Work to do:
Collect all lines from the listing that include the string "page".
######
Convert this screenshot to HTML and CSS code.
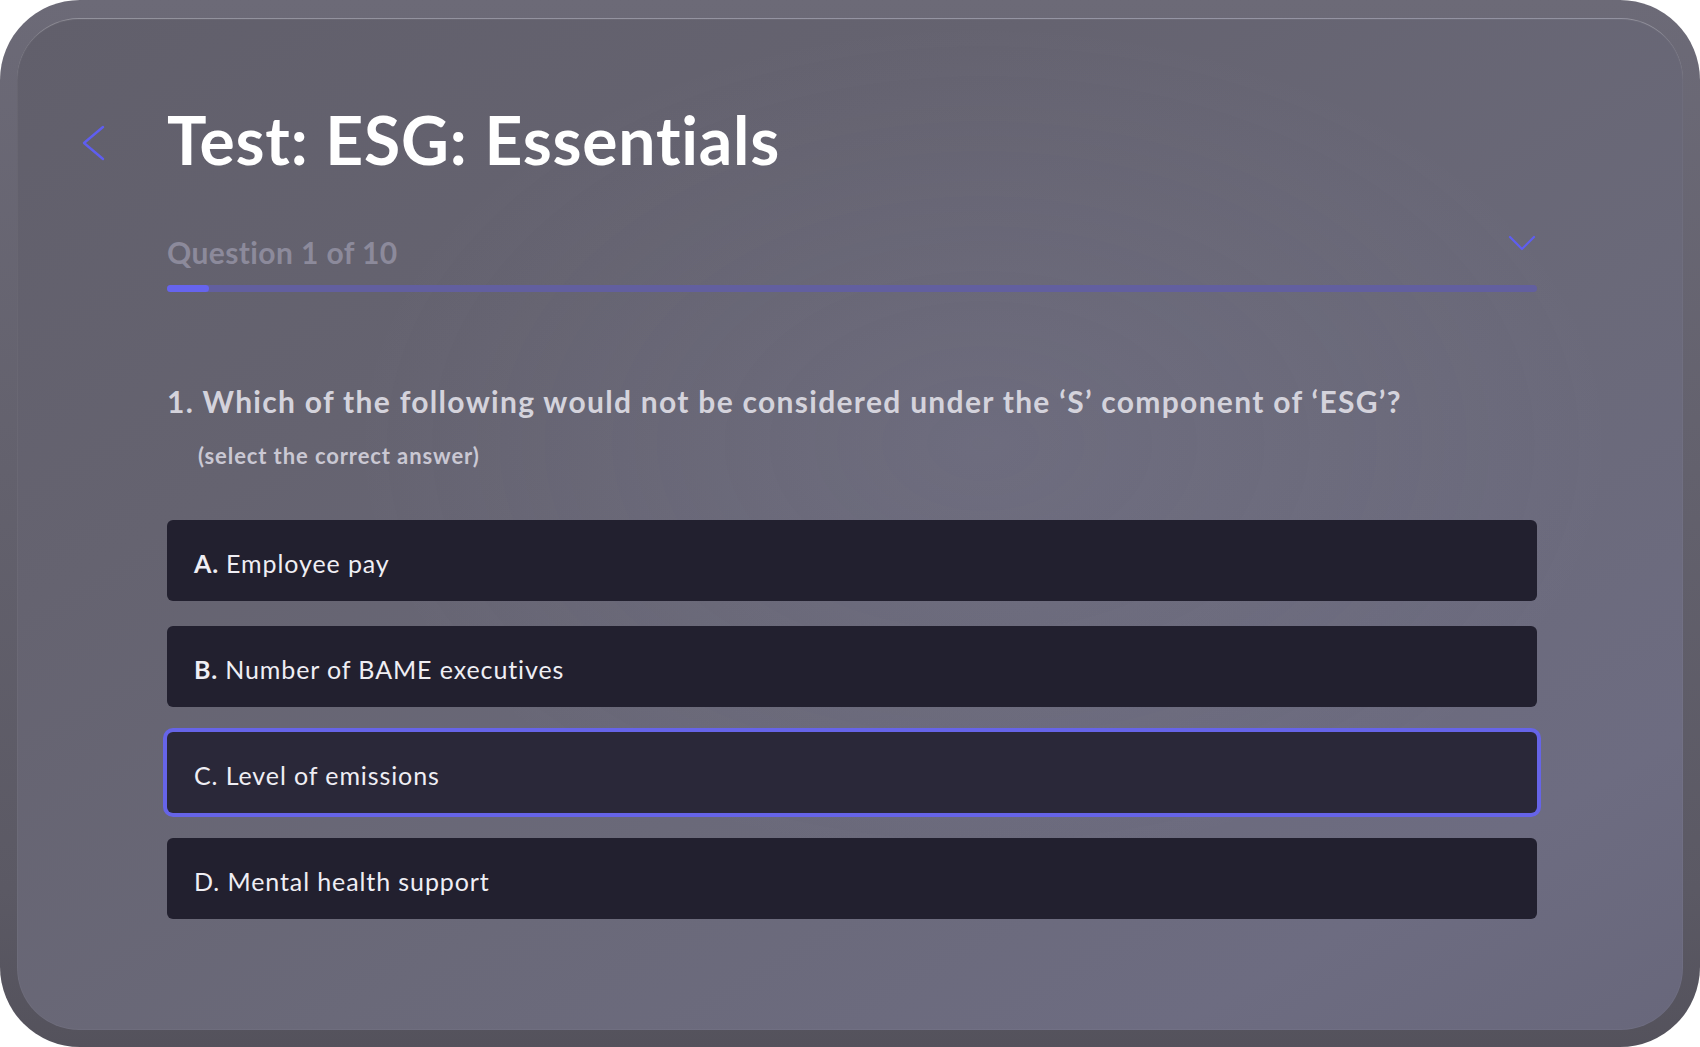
FILE: index.html
```html
<!DOCTYPE html>
<html lang="en">
<head>
<meta charset="utf-8">
<title>Test: ESG: Essentials</title>
<link rel="stylesheet" href="styles.css">
</head>
<body>
<div class="frame">
  <main class="panel">
    <header class="header">
      <button class="back" aria-label="Back">
        <svg width="24" height="36" viewBox="0 0 24 36" fill="none"><path d="M22 2 L3 18 L22 34" stroke="#5f5ef0" stroke-width="2.4" stroke-linecap="round" stroke-linejoin="round"/></svg>
      </button>
      <h1 class="title">Test: ESG: Essentials</h1>
    </header>
    <section class="content">
      <div class="progress-head">
        <span class="counter">Question 1 of 10</span>
        <svg class="toggle" width="28" height="16" viewBox="0 0 28 16" fill="none"><path d="M2 2 L14 14 L26 2" stroke="#5f5ef0" stroke-width="2.2" stroke-linecap="round" stroke-linejoin="round"/></svg>
      </div>
      <div class="track"><div class="fill" style="width:42px"></div></div>
      <h2 class="question">1. Which of the following would not be considered under the ‘S’ component of ‘ESG’?</h2>
      <p class="hint">(select the correct answer)</p>
      <ul class="options">
        <li class="option"><b>A.</b> Employee pay</li>
        <li class="option"><b>B.</b> Number of BAME executives</li>
        <li class="option selected">C. Level of emissions</li>
        <li class="option">D. Mental health support</li>
      </ul>
    </section>
  </main>
</div>
</body>
</html>
```
FILE: styles.css
```css
html, body {
  margin: 0;
  padding: 0;
  background: #ffffff;
}
body {
  font-family: "Lato", "Noto Sans", sans-serif;
  width: 1700px;
  height: 1047px;
  overflow: hidden;
}
.frame {
  box-sizing: border-box;
  width: 1700px;
  height: 1047px;
  border-radius: 80px;
  background: linear-gradient(180deg, #6c6a77 0%, #63616d 45%, #5b5964 85%, #54525c 100%);
  padding: 18px 17px 17px 17px;
}
.panel {
  box-sizing: border-box;
  height: 100%;
  border-radius: 62px;
  border-top: 1px solid rgba(255, 255, 255, 0.28);
  background:
    radial-gradient(ellipse 900px 600px at 58% 42%, rgba(150, 150, 190, 0.11), rgba(150, 150, 190, 0) 70%),
    linear-gradient(150deg, #615f6b 0%, #656370 30%, #6a6979 60%, #6d6c81 85%, #68677b 100%);
  box-shadow: inset 0 0 0 1px rgba(255, 255, 255, 0.04);
}
.header {
  display: flex;
  align-items: center;
  gap: 62px;
  padding: 88px 0 0 64px;
}
.back {
  display: flex;
  padding: 0;
  margin: 6px 0 0 0;
  border: 0;
  background: none;
  width: 24px;
}
.title {
  margin: 0;
  font-size: 66px;
  line-height: 66px;
  font-weight: 700;
  color: #ffffff;
  letter-spacing: 0.8px;
}
.content {
  width: 1370px;
  margin: 0 0 0 150px;
}
.progress-head {
  display: flex;
  justify-content: space-between;
  align-items: flex-start;
  margin-top: 59px;
  height: 40px;
}
.counter {
  font-size: 30px;
  line-height: 40px;
  font-weight: 700;
  color: #8c8a9b;
  letter-spacing: 0.4px;
}
.toggle {
  margin: 3px 1px 0 0;
}
.track {
  margin-top: 13px;
  height: 7px;
  border-radius: 4px;
  background: #625f9f;
}
.fill {
  height: 100%;
  border-radius: 4px;
  background: #6664ee;
}
.question {
  margin: 90px 0 0 0;
  font-size: 30px;
  line-height: 38px;
  font-weight: 700;
  color: #d4d3dc;
  letter-spacing: 1.3px;
}
.hint {
  margin: 22px 0 0 31px;
  font-size: 22px;
  line-height: 28px;
  font-weight: 700;
  color: #cac8d3;
  letter-spacing: 0.9px;
}
.options {
  list-style: none;
  margin: 50px 0 0 0;
  padding: 0;
  display: flex;
  flex-direction: column;
  gap: 25px;
}
.option {
  box-sizing: border-box;
  height: 81px;
  display: flex;
  align-items: center;
  gap: 7px;
  padding: 4px 27px 0 27px;
  border-radius: 6px;
  background: #22202f;
  color: #efeef4;
  font-size: 25px;
  letter-spacing: 0.9px;
}
.option b {
  font-weight: 700;
}
.option.selected {
  background: #2a2839;
  box-shadow: 0 0 0 4px #6664e8;
}
```
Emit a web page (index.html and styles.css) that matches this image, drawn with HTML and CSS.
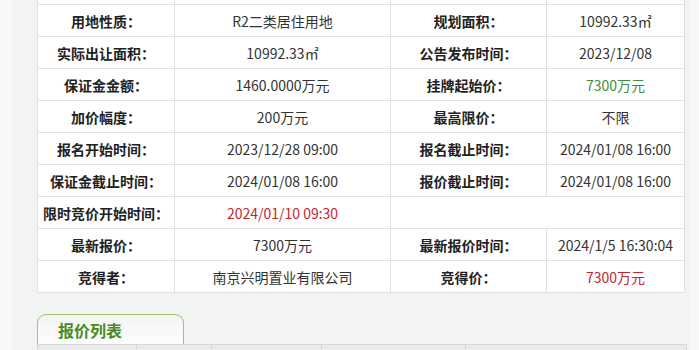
FILE: index.html
```html
<!DOCTYPE html>
<html lang="zh-CN">
<head>
<meta charset="utf-8">
<title>地块详情</title>
<link rel="stylesheet" href="styles.css">
</head>
<body>
<div class="page">
  <table class="info">
    <colgroup>
      <col class="c1"><col class="c2"><col class="c3"><col class="c4">
    </colgroup>
    <tbody>
      <tr class="cut"><th></th><td></td><th></th><td></td></tr>
      <tr><th>用地性质：</th><td>R2二类居住用地</td><th>规划面积：</th><td>10992.33㎡</td></tr>
      <tr><th>实际出让面积：</th><td>10992.33㎡</td><th>公告发布时间：</th><td>2023/12/08</td></tr>
      <tr><th>保证金金额：</th><td>1460.0000万元</td><th>挂牌起始价：</th><td class="green">7300万元</td></tr>
      <tr><th>加价幅度：</th><td>200万元</td><th>最高限价：</th><td>不限</td></tr>
      <tr><th>报名开始时间：</th><td>2023/12/28 09:00</td><th>报名截止时间：</th><td>2024/01/08 16:00</td></tr>
      <tr><th>保证金截止时间：</th><td>2024/01/08 16:00</td><th>报价截止时间：</th><td>2024/01/08 16:00</td></tr>
      <tr><th>限时竞价开始时间：</th><td class="red">2024/01/10 09:30</td><td colspan="2"></td></tr>
      <tr><th>最新报价：</th><td>7300万元</td><th>最新报价时间：</th><td>2024/1/5 16:30:04</td></tr>
      <tr><th>竞得者：</th><td>南京兴明置业有限公司</td><th>竞得价：</th><td class="red">7300万元</td></tr>
    </tbody>
  </table>

  <div class="tabbar">
    <div class="tab">报价列表</div>
  </div>

  <table class="bids">
    <colgroup>
      <col class="b1"><col class="b2"><col class="b3"><col class="b4"><col class="b5">
    </colgroup>
    <thead>
      <tr><th></th><th></th><th></th><th></th><th></th></tr>
    </thead>
  </table>
</div>
</body>
</html>
```

FILE: styles.css
```css
html, body {
  margin: 0;
  padding: 0;
  background: #f8f8f8;
  height: 100%;
  overflow: hidden;
}

body {
  font-family: "Noto Sans CJK SC", "Microsoft YaHei", sans-serif;
  font-size: 14px;
  color: #333;
}

.page {
  margin: 0 9px 0 12px;
  padding: 0 7px 0 25px;
  background: #f2f3f3;
  min-height: 100%;
}

.info {
  border-collapse: collapse;
  table-layout: fixed;
  width: 647px;
  margin-top: -28px;
  background: #fff;
}

.info .c1 { width: 137px; }
.info .c2 { width: 216px; }
.info .c3 { width: 156px; }
.info .c4 { width: 138px; }

.info th,
.info td {
  border: 1px solid #e1e1e1;
  height: 31px;
  padding: 0;
  text-align: center;
  vertical-align: middle;
  white-space: nowrap;
  line-height: 20px;
}

.info th {
  font-weight: bold;
  color: #222;
}

.info td {
  color: #333;
}

.info .green { color: #3f8d3a; }
.info .red { color: #c1272d; }

.tabbar {
  display: flex;
  margin-top: 21px;
}

.tab {
  width: 125px;
  height: 29px;
  padding-left: 20px;
  border: 1px solid #9dc572;
  border-bottom: none;
  border-radius: 9px 9px 0 0;
  background: linear-gradient(#f2f3f2, #fdfdfd);
  color: #4a8b1d;
  font-size: 16px;
  font-weight: bold;
  line-height: 30px;
}

.bids {
  border-collapse: collapse;
  table-layout: fixed;
  width: 649px;
  background: #e9eaea;
}

.bids .b1 { width: 99px; }
.bids .b2 { width: 75px; }
.bids .b3 { width: 110px; }
.bids .b4 { width: 144px; }
.bids .b5 { width: 221px; }

.bids th {
  border: 1px solid #d7d8d8;
  height: 32px;
  padding: 0;
}
```
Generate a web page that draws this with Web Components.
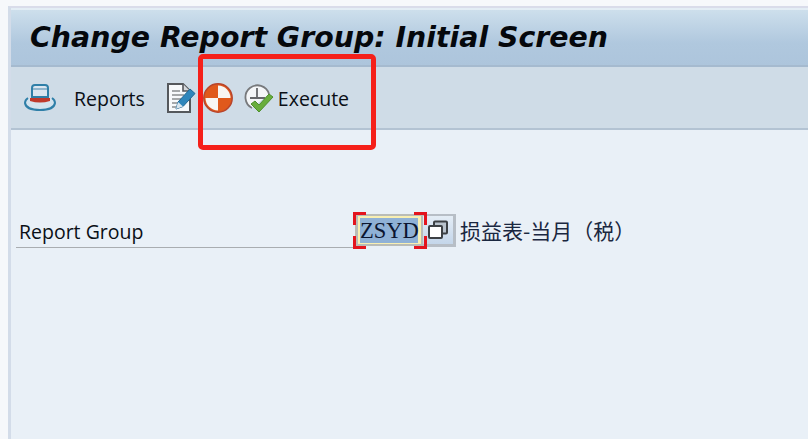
<!DOCTYPE html>
<html lang="en"><head><meta charset="utf-8"><title>Change Report Group</title>
<style>html,body{margin:0;height:100%;overflow:hidden;background:#f5f7fa}</style></head>
<body>
<sap-window>
  <sap-title slot="title">Change Report Group: Initial Screen</sap-title>
  <sap-toolbar slot="toolbar">
    <sap-tool icon="hat" style="--gap:17px">Reports</sap-tool>
    <sap-tool icon="edit" style="--ml:21px"></sap-tool>
    <sap-tool icon="target" style="--ml:7px"></sap-tool>
    <sap-tool icon="run" style="--ml:10px;--gap:4px">Execute</sap-tool>
  </sap-toolbar>
  <sap-field label="Report Group" value="ZSYD" desc="损益表-当月（税）"></sap-field>
</sap-window>
<callout-box></callout-box>
<script>
class SapWindow extends HTMLElement {
  constructor() {
    super();
    this.attachShadow({ mode: 'open' }).innerHTML = `<style>
:host{display:flex;flex-direction:column;height:439px;box-sizing:border-box;padding:6px 0 0 8px;background:#f6f8fb;font-family:"Open Sans","Noto Sans",sans-serif;color:#0a0f16}
.frame{flex:1;display:flex;flex-direction:column;border-top:2px solid #d9dcea;border-left:3px solid #d3dce9;background:#e9f0f7;min-height:0}
</style><div class="frame"><slot name="title"></slot><slot name="toolbar"></slot><slot></slot></div>`;
  }
}
class SapTitle extends HTMLElement {
  constructor() {
    super();
    this.attachShadow({ mode: 'open' }).innerHTML = `<style>
:host{display:flex;align-items:center;box-sizing:border-box;height:59px;padding:0 0 0 19px;border-top:2px solid #e3edf5;border-bottom:2px solid #a5bacf;background:linear-gradient(#cddfec,#b0c8de 60%,#adc5dc);font:italic 700 28.4px "DejaVu Sans",sans-serif;color:#05080c;white-space:nowrap}
</style><slot></slot>`;
  }
}
class SapToolbar extends HTMLElement {
  constructor() {
    super();
    this.attachShadow({ mode: 'open' }).innerHTML = `<style>
:host{display:flex;align-items:center;box-sizing:border-box;height:63px;padding:0 0 0 12px;background:#cfdce7;border-bottom:2px solid #b3c3d3}
</style><slot></slot>`;
  }
}
const ICONS = {
  hat: `<svg width="34" height="30" viewBox="0 0 34 30"><path d="M9 5q0-3 3-3h10q3 0 3 3v9H9z" fill="#dbe6f0" stroke="#2f7fa8" stroke-width="2"/><path d="M10 6h14" stroke="#8fb5cd" stroke-width="2"/><path d="M5 15q-3 2-3 5 1 7 15 7t15-7q0-3-3-5" fill="#d4e3ee" stroke="#2f7fa8" stroke-width="2"/><path d="M7 15h20v3q-10 3-20 0z" fill="#c0392b"/></svg>`,
  edit: `<svg width="30" height="32" viewBox="0 0 30 32"><path d="M2 2h15l7 7v21H2z" fill="#f7f9fb" stroke="#55585c" stroke-width="2"/><path d="M17 2v7h7" fill="#d5d8dc" stroke="#55585c" stroke-width="1.6"/><path d="M6 9h8M6 13h12M6 17h9M6 21h6M6 25h4" stroke="#8a8d90" stroke-width="1.5"/><path d="M10 27l2-7L24 7l5 4.5L17 24.5z" fill="#2f86bb" stroke="#1f6692"/><path d="M10 27l2-7 5 4.5z" fill="#d9e5ee"/></svg>`,
  target: `<svg width="30" height="32" viewBox="0 0 30 32"><circle cx="15" cy="16" r="14.2" fill="#e0591c" stroke="#b8452c" stroke-width="1.5"/><path d="M15 3.5a12.5 12.5 0 0 1 12.5 12.5H15zM15 16v12.5A12.5 12.5 0 0 1 2.5 16z" fill="#f8f6f3"/></svg>`,
  run: `<svg width="31" height="32" viewBox="0 0 31 32"><path d="M9 26A12 12 0 1 1 26 12" fill="#f4f6f8" stroke="#77797c" stroke-width="1.8"/><path d="M14 6v11M7 16h15" stroke="#66686b" stroke-width="1.8"/><path d="M8 22l4-3 4 4 10-11 4 3-14 15z" fill="#68ad3c" stroke="#4c8f2b"/></svg>`
};
class SapTool extends HTMLElement {
  constructor() {
    super();
    this.attachShadow({ mode: 'open' });
  }
  connectedCallback() {
    this.shadowRoot.innerHTML = `<style>
:host{display:flex;align-items:center;gap:var(--gap,0);margin-left:var(--ml,0);font-size:19.5px;line-height:30px;padding-top:1px;white-space:nowrap;color:#0a0f16}
svg{display:block;flex:none;margin-top:-1px}
slot{display:block;padding-top:1px}
</style>${ICONS[this.getAttribute('icon')]}<slot></slot>`;
  }
}
class SapField extends HTMLElement {
  constructor() {
    super();
    this.attachShadow({ mode: 'open' });
  }
  connectedCallback() {
    const a = n => this.getAttribute(n);
    this.shadowRoot.innerHTML = `<style>
:host{display:flex;align-items:flex-start;margin:83px 0 0 5px}
.label{box-sizing:border-box;width:339px;height:35px;padding:5px 0 0 3px;border-bottom:1px solid #a9adb1;font-size:19.5px;line-height:28px;color:#0a0f16}
.input{position:relative;box-sizing:border-box;width:68px;height:32px;border:2px solid #b9bcb7;border-left-width:3px;background:#f8efb2;padding:2px 3px 0 2px;margin-top:1px}
.sel{display:block;height:25px;background:#8fb1d6;font:22.5px/26px "Liberation Serif",serif;color:#0b1530;text-align:center}
.c{position:absolute;width:10px;height:10px;border:solid #e3141d;border-width:0}
.tl{left:-5px;top:-4px;border-top-width:3px;border-left-width:3px}
.tr{right:-6px;top:-4px;border-top-width:3px;border-right-width:3px}
.bl{left:-5px;bottom:-5px;border-bottom-width:3px;border-left-width:3px}
.br{right:-6px;bottom:-5px;border-bottom-width:3px;border-right-width:3px}
.help{box-sizing:border-box;width:33px;height:33px;display:flex;align-items:center;justify-content:center;border:solid #b7bec6;border-width:2px 3px 3px 0;background:linear-gradient(#e4edf6,#c4d6ea);margin-top:1px}
.desc{margin:2px 0 0 4px;font:21px/31px "Noto Sans CJK SC",sans-serif;color:#1a2740;white-space:nowrap}
</style>
<div class="label">${a('label')}</div>
<div class="input"><span class="sel">${a('value')}</span><i class="c tl"></i><i class="c tr"></i><i class="c bl"></i><i class="c br"></i></div>
<div class="help"><svg width="22" height="20" viewBox="0 0 22 20"><rect x="7" y="1.5" width="13" height="12" rx="1" fill="#b9c3cd" stroke="#3c4044" stroke-width="2"/><rect x="2" y="6" width="13" height="12" rx="1" fill="#fff" stroke="#3c4044" stroke-width="2"/></svg></div>
<div class="desc">${a('desc')}</div>`;
  }
}
class CalloutBox extends HTMLElement {
  constructor() {
    super();
    this.attachShadow({ mode: 'open' }).innerHTML = `<style>
:host{position:absolute;left:198px;top:54px;width:178px;height:96px;box-sizing:border-box;border:5px solid #f5201a;border-radius:5px;pointer-events:none}
</style>`;
  }
}
customElements.define('sap-window', SapWindow);
customElements.define('sap-title', SapTitle);
customElements.define('sap-toolbar', SapToolbar);
customElements.define('sap-tool', SapTool);
customElements.define('sap-field', SapField);
customElements.define('callout-box', CalloutBox);
</script>
</body></html>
######
Exercise result:
Emit a web page (index.html and styles.css) that matches this image, drawn with HTML and CSS.
<div class="page">
.page {
Generate a web page that draws this with Web Components.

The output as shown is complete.